■ INFORMATION SHOWN ■

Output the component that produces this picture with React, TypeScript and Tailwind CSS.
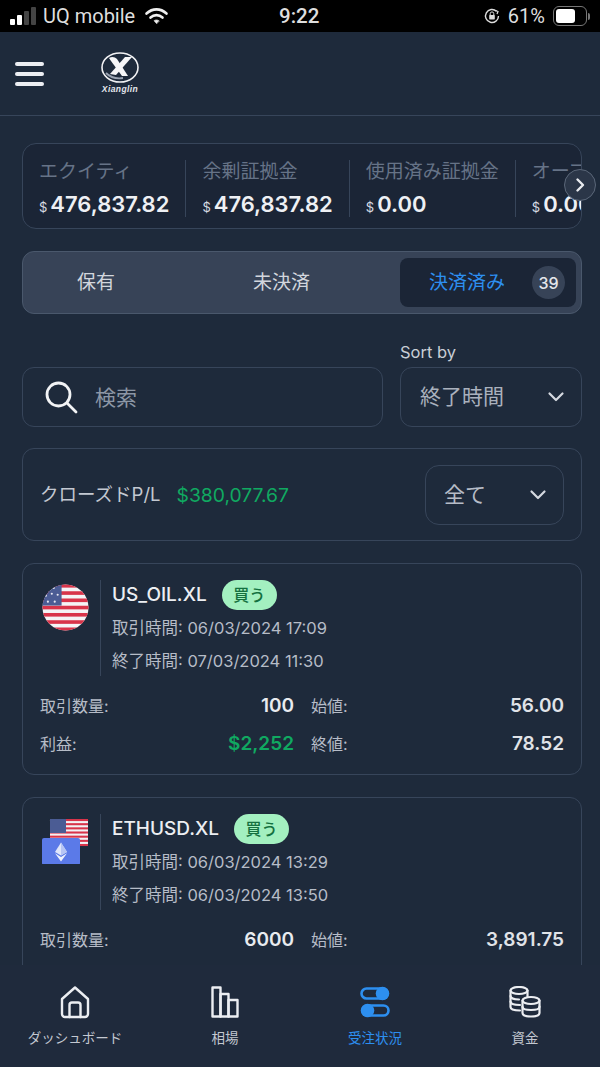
import React from "react";

function UsFlagCircle() {
  const stripes = Array.from({ length: 13 }, (_, i) => i);
  return (
    <svg width="47" height="47" viewBox="0 0 48 48">
      <defs>
        <clipPath id="flagc"><circle cx="24" cy="24" r="23.5" /></clipPath>
      </defs>
      <g clipPath="url(#flagc)">
        <rect width="48" height="48" fill="#f4f4f6" />
        {stripes.filter((i) => i % 2 === 0).map((i) => (
          <rect key={i} x="0" y={i * 3.7} width="48" height="3.7" fill="#d8344a" />
        ))}
        <rect width="20" height="22" fill="#4b5c94" />
        {[[5, 5], [12, 4], [4, 12], [10, 10], [16, 11], [6, 18], [13, 18]].map(([x, y]) => (
          <circle key={x * 100 + y} cx={x} cy={y} r="1.1" fill="#e8e8f2" />
        ))}
      </g>
    </svg>
  );
}

function EthFlag() {
  return (
    <svg width="48" height="48" viewBox="0 0 48 48" className="-mt-[2px] -ml-[1px]">
      <rect x="9" y="3" width="38" height="27" rx="1.5" fill="#f2f2f5" />
      {[0, 2, 4, 6, 8, 10, 12].map((i) => (
        <rect key={i} x="9" y={3 + i * 2.08} width="38" height="2.08" fill="#d8344a" />
      ))}
      <rect x="9" y="3" width="16" height="14" fill="#4b5c94" />
      <rect x="1" y="22" width="38" height="27" rx="2" fill="#5b7ae8" />
      <path d="M20 26.5 L26 36 L20 39.5 L14 36 Z" fill="#dfe6fb" />
      <path d="M20 26.5 L26 36 L20 39.5 Z" fill="#b6c5f5" />
      <path d="M14 37.3 L20 41 L26 37.3 L20 45.5 Z" fill="#eef2fd" />
    </svg>
  );
}

function Chevron() {
  return (
    <svg width="18" height="12" viewBox="0 0 18 12" fill="none" stroke="#d5d9e0" strokeWidth="2.2" strokeLinecap="round" strokeLinejoin="round">
      <path d="M2.5 2.5 L9 9 L15.5 2.5" />
    </svg>
  );
}

function StatusBar() {
  return (
    <div className="h-8 shrink-0 bg-black flex items-center justify-between pl-[10px] pr-[10px] text-[#dedede] relative font-['Roboto',sans-serif]">
      <div className="flex items-center">
        <div className="flex items-end gap-[2px] h-[18px]">
          <div className="w-[5px] h-[6px] rounded-[1px] bg-white" />
          <div className="w-[5px] h-[10px] rounded-[1px] bg-white" />
          <div className="w-[5px] h-[14px] rounded-[1px] bg-[#444]" />
          <div className="w-[5px] h-[18px] rounded-[1px] bg-[#444]" />
        </div>
        <span className="ml-[7px] text-[20px] leading-none">UQ mobile</span>
        <svg className="ml-[9px]" width="25" height="18" viewBox="0 0 24 18" fill="none" stroke="#eee" strokeLinecap="round">
          <path d="M2 6.5 C8 1 16 1 22 6.5" strokeWidth="2.6" />
          <path d="M6 10.5 C9.5 7.3 14.5 7.3 18 10.5" strokeWidth="2.6" />
          <path d="M12 16.5 L9.5 13.7 C11 12.6 13 12.6 14.5 13.7 Z" fill="#eee" strokeWidth="0.6" />
        </svg>
      </div>
      <span className="absolute left-[279px] top-[6px] text-[20.5px] leading-[20px] font-medium">9:22</span>
      <div className="flex items-center">
        <svg width="18" height="18" viewBox="0 0 18 18" fill="none" stroke="#ddd" strokeWidth="1.4">
          <path d="M15.5 9 A6.5 6.5 0 1 1 13.5 4.3" />
          <path d="M12.5 3.5 L15 4.5 L14 7" strokeWidth="1.2" />
          <rect x="6.2" y="8" width="5.6" height="4.4" rx="0.6" fill="#ddd" stroke="none" />
          <path d="M7.2 8 V6.7 A1.8 1.8 0 0 1 10.8 6.7 V8" strokeWidth="1" />
        </svg>
        <span className="ml-[7px] text-[20px] leading-none">61%</span>
        <div className="ml-[8px] w-[34px] h-[20px] rounded-[6px] border border-[#777] p-[2px]">
          <div className="w-[19px] h-full rounded-[3px] bg-white" />
        </div>
        <div className="ml-[1px] w-[2px] h-[7px] rounded-r bg-[#777]" />
      </div>
    </div>
  );
}

function Header() {
  return (
    <div className="h-[84px] shrink-0 border-b border-[#37455a] flex items-center pl-[15px]">
      <div className="flex flex-col gap-[6px] w-[29px]">
        <div className="h-[4px] rounded-full bg-[#eceef2]" />
        <div className="h-[4px] rounded-full bg-[#eceef2]" />
        <div className="h-[4px] rounded-full bg-[#eceef2]" />
      </div>
      <div className="ml-[56px] flex flex-col items-center w-[40px] -mt-[1px]">
        <svg width="38" height="31" viewBox="0 0 38 31" fill="none">
          <ellipse cx="19" cy="15.5" rx="18" ry="14.5" stroke="#f2f2f4" strokeWidth="1.6" />
          <path d="M8 6 C11 4 14 5 16 7 L27 24 L21 24 L10 9 Z" fill="#f6f6f8" />
          <path d="M31 5 L24 5 L9 22 L15 23 Z" fill="#f6f6f8" />
          <path d="M5 21 C9 25 15 27 22 26" stroke="#9aa3b2" strokeWidth="1.8" />
        </svg>
        <span className="mt-[1px] text-[8.5px] leading-[10px] font-bold italic tracking-[0.4px] text-[#e5e7ec] font-['Liberation_Sans',sans-serif]">Xianglin</span>
      </div>
    </div>
  );
}

function Stat({ label, value, last }: { label: string; value: string; last?: boolean }) {
  return (
    <div className={`shrink-0 flex flex-col justify-between h-[57px] mt-[5px] pl-[16px] pr-[16px] ${last ? "" : "border-r border-[#37455a]"}`}>
      <span className="text-[19px] leading-[24px] text-[#667387]">{label}</span>
      <div className="flex items-baseline whitespace-nowrap">
        <span className="text-[13px] leading-[20px] text-[#d8dce3] mr-[3px]">$</span>
        <span className="text-[22px] leading-[26px] font-semibold text-[#eef0f4]">{value}</span>
      </div>
    </div>
  );
}

function Stats() {
  return (
    <div className="relative">
      <div className="h-[86px] rounded-[14px] border border-[#37455a] bg-[#1b2536] flex items-center overflow-hidden">
        <Stat label="エクイティ" value="476,837.82" />
        <Stat label="余剰証拠金" value="476,837.82" />
        <Stat label="使用済み証拠金" value="0.00" />
        <Stat label="オープン損益" value="0.00" last />
      </div>
      <div className="absolute right-[-14px] top-[26px] w-[32px] h-[32px] rounded-full border border-[#5b6779] bg-[#2b3648] flex items-center justify-center">
        <svg width="12" height="16" viewBox="0 0 12 16" fill="none" stroke="#e8eaee" strokeWidth="2.4" strokeLinecap="round" strokeLinejoin="round">
          <path d="M3.5 2.5 L9 8 L3.5 13.5" />
        </svg>
      </div>
    </div>
  );
}

function Tabs() {
  return (
    <div className="mt-[22px] h-[63px] rounded-[12px] border border-[#4a586c] bg-[#374357] flex items-center pl-[6px] pr-[5px] text-[19px]">
      <div className="w-[134px] pt-[2px] text-center text-[#d2d6dd]">保有</div>
      <div className="flex-1 pt-[2px] text-center text-[#d2d6dd]">未決済</div>
      <div className="w-[176px] h-[49px] rounded-[8px] bg-[#1b2536] flex items-center pl-[29px] pr-[11px] justify-between">
        <span className="pt-[2px] text-[#2d8ff0]">決済済み</span>
        <span className="w-[33px] h-[33px] rounded-full bg-[#374357] flex items-center justify-center text-[16px] font-medium text-[#e5e7eb]">39</span>
      </div>
    </div>
  );
}

function SearchRow() {
  return (
    <div className="mt-[28px] flex gap-[17px] items-end">
      <div className="flex-1 h-[60px] rounded-[12px] border border-[#37455a] flex items-center pl-[21px]">
        <svg width="34" height="34" viewBox="0 0 34 34" fill="none" stroke="#f2f3f5" strokeWidth="2.8" strokeLinecap="round">
          <circle cx="14.5" cy="14.5" r="11.5" />
          <path d="M23 23 L32 32" />
        </svg>
        <span className="ml-[17px] pt-[1px] text-[21px] text-[#8c96a5]">検索</span>
      </div>
      <div className="w-[182px]">
        <div className="text-[16.5px] leading-[20px] text-[#c9ced6] mb-[5px]">Sort by</div>
        <div className="h-[60px] rounded-[12px] border border-[#37455a] flex items-center justify-between pl-[19px] pr-[16px]">
          <span className="text-[21px] text-[#aab1bd]">終了時間</span>
          <Chevron />
        </div>
      </div>
    </div>
  );
}

function PL() {
  return (
    <div className="mt-[21px] h-[93px] rounded-[12px] border border-[#37455a] flex items-center pl-[17px] pr-[17px]">
      <span className="pt-[1px] text-[18.5px] text-[#c3c8d1]">クローズドP/L</span>
      <span className="ml-[16px] pt-[1px] text-[19.3px] text-[#10a961]">$380,077.67</span>
      <div className="ml-auto w-[139px] h-[60px] rounded-[14px] border border-[#37455a] flex items-center justify-between pl-[18px] pr-[16px]">
        <span className="text-[21px] text-[#b6bcc7]">全て</span>
        <Chevron />
      </div>
    </div>
  );
}

function Row({ a, b, c, d, green }: { a: string; b: string; c: string; d: string; green?: boolean }) {
  return (
    <div className="flex h-[38px] items-center">
      <div className="w-[254px] flex items-center justify-between">
        <span className="text-[16px] text-[#b6bcc7]">{a}</span>
        <span className={`text-[19px] font-semibold ${green ? "text-[#10a961]" : "text-[#e9ebef]"}`}>{b}</span>
      </div>
      <div className="flex-1 pl-[17px] flex items-center justify-between">
        <span className="text-[16px] text-[#b6bcc7]">{c}</span>
        <span className="text-[19px] font-semibold text-[#e0e3e8]">{d}</span>
      </div>
    </div>
  );
}

function Trade({ icon, name, open, close, qty, openP, profit, closeP }: {
  icon: React.ReactNode; name: string; open: string; close: string; qty: string; openP: string; profit: string; closeP: string;
}) {
  return (
    <div className="mt-[22px] rounded-[12px] border border-[#37455a] pl-[17px] pr-[17px] pt-[16px] pb-[11px] shrink-0">
      <div className="flex">
        <div className="w-[61px] shrink-0 border-r border-[#37455a] h-[96px] pl-[2px] pt-[4px]">{icon}</div>
        <div className="pl-[11px]">
          <div className="flex items-center h-[30px]">
            <span className="pt-[1px] text-[19px] font-medium text-[#eceef2]">{name}</span>
            <span className="ml-[15px] w-[55px] h-[30px] rounded-full bg-[#a3f0c0] flex items-center justify-center text-[16px] font-medium text-[#14703f]">買う</span>
          </div>
          <div className="mt-[2px] text-[16.5px] leading-[33px] text-[#b6bcc7]">取引時間: {open}</div>
          <div className="text-[16.5px] leading-[33px] text-[#b6bcc7]">終了時間: {close}</div>
        </div>
      </div>
      <div className="mt-[9px]">
        <Row a="取引数量:" b={qty} c="始値:" d={openP} />
        <Row a="利益:" b={profit} c="終値:" d={closeP} green />
      </div>
    </div>
  );
}

function NavItem({ icon, label, active }: { icon: React.ReactNode; label: string; active?: boolean }) {
  return (
    <div className="flex-1 flex flex-col items-center">
      <div className="h-[34px] flex items-center justify-center">{icon}</div>
      <span className={`mt-[9px] text-[13.5px] leading-[20px] ${active ? "text-[#2d8ff0]" : "text-[#c3c8d1]"}`}>{label}</span>
    </div>
  );
}

function BottomNav() {
  const s = { fill: "none", stroke: "#eceef2", strokeWidth: 2.4, strokeLinejoin: "round" as const, strokeLinecap: "round" as const };
  return (
    <div className="h-[102px] shrink-0 bg-[#1f2a3c] flex pt-[20px]">
      <NavItem label="ダッシュボード" icon={
        <svg width="30" height="34" viewBox="0 0 30 34" {...s}>
          <path d="M2 14 L15 2.5 L28 14 V29 A3 3 0 0 1 25 32 H5 A3 3 0 0 1 2 29 Z" />
          <path d="M9.5 32 V20 A2.5 2.5 0 0 1 12 17.5 H18 A2.5 2.5 0 0 1 20.5 20 V32" />
        </svg>} />
      <NavItem label="相場" icon={
        <svg width="28" height="32" viewBox="0 0 28 32" {...s}>
          <path d="M1.5 1.5 H9.5 V30.5 H1.5 Z" />
          <path d="M9.5 8 H17.5 V30.5 H9.5 Z" />
          <path d="M17.5 14 H26.5 V30.5 H17.5 Z" />
        </svg>} />
      <NavItem active label="受注状況" icon={
        <svg width="30" height="32" viewBox="0 0 30 32" fill="none">
          <rect x="1.5" y="2.5" width="26" height="10" rx="5" stroke="#2d8ff0" strokeWidth="2.6" />
          <circle cx="22.5" cy="7.5" r="6.8" fill="#2d8ff0" />
          <rect x="2.5" y="19.5" width="26" height="10" rx="5" stroke="#2d8ff0" strokeWidth="2.6" />
          <circle cx="7.5" cy="24.5" r="6.8" fill="#2d8ff0" />
        </svg>} />
      <NavItem label="資金" icon={
        <svg width="32" height="32" viewBox="0 0 32 32" {...s} strokeWidth={2.2}>
          <ellipse cx="10" cy="4.5" rx="8.5" ry="3.5" />
          <path d="M1.5 4.5 V21 C1.5 23 5 24.5 11 24.5" />
          <path d="M18.5 4.5 V11" />
          <path d="M1.5 10 C1.5 12 5 13.5 10 13.5 M1.5 15.5 C1.5 17.5 5 19 11 19" />
          <ellipse cx="22" cy="14.5" rx="8.5" ry="3.5" />
          <path d="M13.5 14.5 V27 C13.5 29.2 17 30.5 22 30.5 C27 30.5 30.5 29.2 30.5 27 V14.5" />
          <path d="M13.5 20.7 C13.5 22.8 17 24 22 24 C27 24 30.5 22.8 30.5 20.7" />
        </svg>} />
    </div>
  );
}

export default function App() {
  return (
    <div className="w-[600px] h-[1067px] overflow-hidden flex flex-col bg-[#1e2a3b] font-['Inter','Noto_Sans_CJK_JP',sans-serif]">
      <StatusBar />
      <Header />
      <div className="flex-1 min-h-0 overflow-hidden pl-[22px] pr-[18px] pt-[27px]">
        <Stats />
        <Tabs />
        <SearchRow />
        <PL />
        <Trade icon={<UsFlagCircle />} name="US_OIL.XL" open="06/03/2024 17:09" close="07/03/2024 11:30" qty="100" openP="56.00" profit="$2,252" closeP="78.52" />
        <Trade icon={<EthFlag />} name="ETHUSD.XL" open="06/03/2024 13:29" close="06/03/2024 13:50" qty="6000" openP="3,891.75" profit="$1,000" closeP="3,900.00" />
      </div>
      <BottomNav />
    </div>
  );
}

■ WHAT YOU HAVE TO DO ■
Could the lines from the top of the material through the line with "import React from" be repeated exactly, pictures left out?

■ REPLY TO THE EXERCISE ■
Output the component that produces this picture with React, TypeScript and Tailwind CSS.
import React from "react";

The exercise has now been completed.